For maximum benefit, ABA therapy should be delivered “intensively”. The American Academy of Pediatrics recommends a minimum of 25 hours/week. Outside of therapy, it should be a way of life. The best outcomes will occur when a child’s therapeutic team, family members, and school staff all use the same methods.

If you have a young child who has recently been diagnosed with autism, please consider starting ABA therapy as soon as possible. Research has shown that providing your child with intensive ABA therapy at a young age, a time of incredible brain development, is your best bet in helping him or her be as successful as possible in life.

See the next question to read more about why ABA is considered the gold-standard in treating children with autism.

Why ABA?

ABA therapy is the most recommended, scientifically-proven treatment for children with autism.
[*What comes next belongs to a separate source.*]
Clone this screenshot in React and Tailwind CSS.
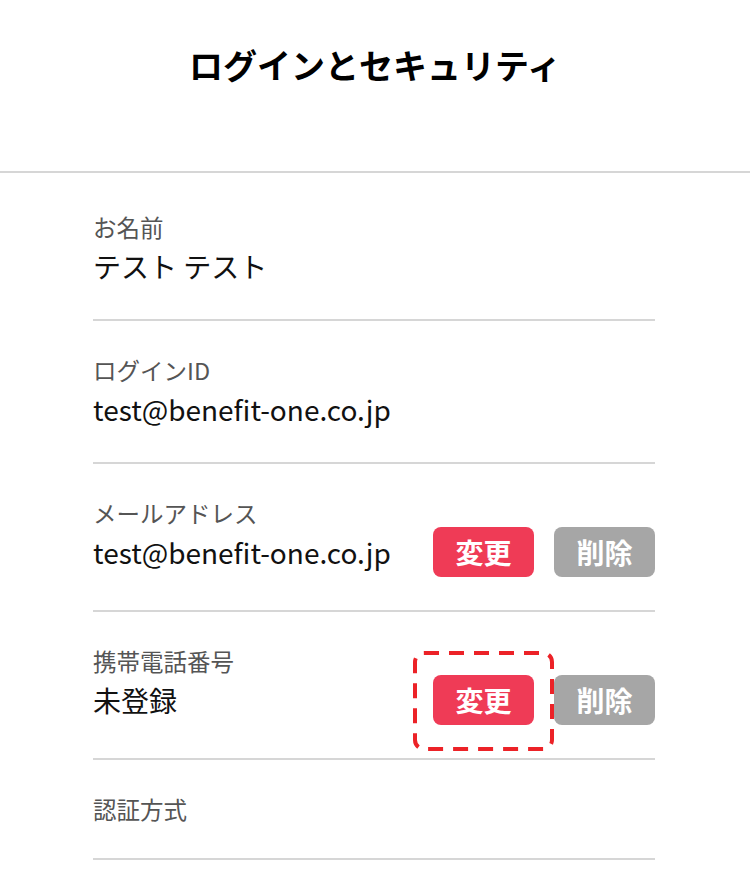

In fact, it has been endorsed by organizations such as the American Academy of Pediatrics, National Academies of Science, Autism Speaks, the National Institute of Child Health and Human Development (NIH), and the Surgeon General.

According to The American Academy of Pediatrics, “The effectiveness of ABA-based intervention in ASDs has been well documented through five decades of research… Children who receive early intensive behavioral treatment have been shown to make substantial, sustained gains in IQ, language, academic performance, and adaptive behavior as well as some measures of social behavior, and their outcomes have been significantly better than those of children in control groups.”

How do you assess children and develop a program?

One of our Board Certified Behavior Analysts (BCBAs) will get to know you and your child in order to set initial treatment goals (e.g., development of skills such as communication skills, play skills, toilet training, cooperation and turn-taking, or a reduction in behavior problems) and develop an individualized treatment plan.

What do therapy sessions look like?

After first building a relationship with your child, a trained Associate Therapist will use proven teaching strategies (combining "work" and "fun") to help your child build new skills. We work on skills until they can be used very naturally in your child’s daily life. During each session, therapists will collect data on your child's progress.

How do you involve parents in therapy?

Since parents are the most important member of any child’s team, we will teach you the ABA strategies we are using with your child so that you too can use them to support your child’s development.

How do you assess my child's progress?

The data and information collected during therapy sessions is used by your child’s BCBA to continually assess your child’s progress and tailor the therapy accordingly. The information about your child's progress is always available to you, and we will show you what it means.

How do you keep parents informed?

 You and your Little Leaves team will meet monthly to review your child’s progress and discuss questions or concerns.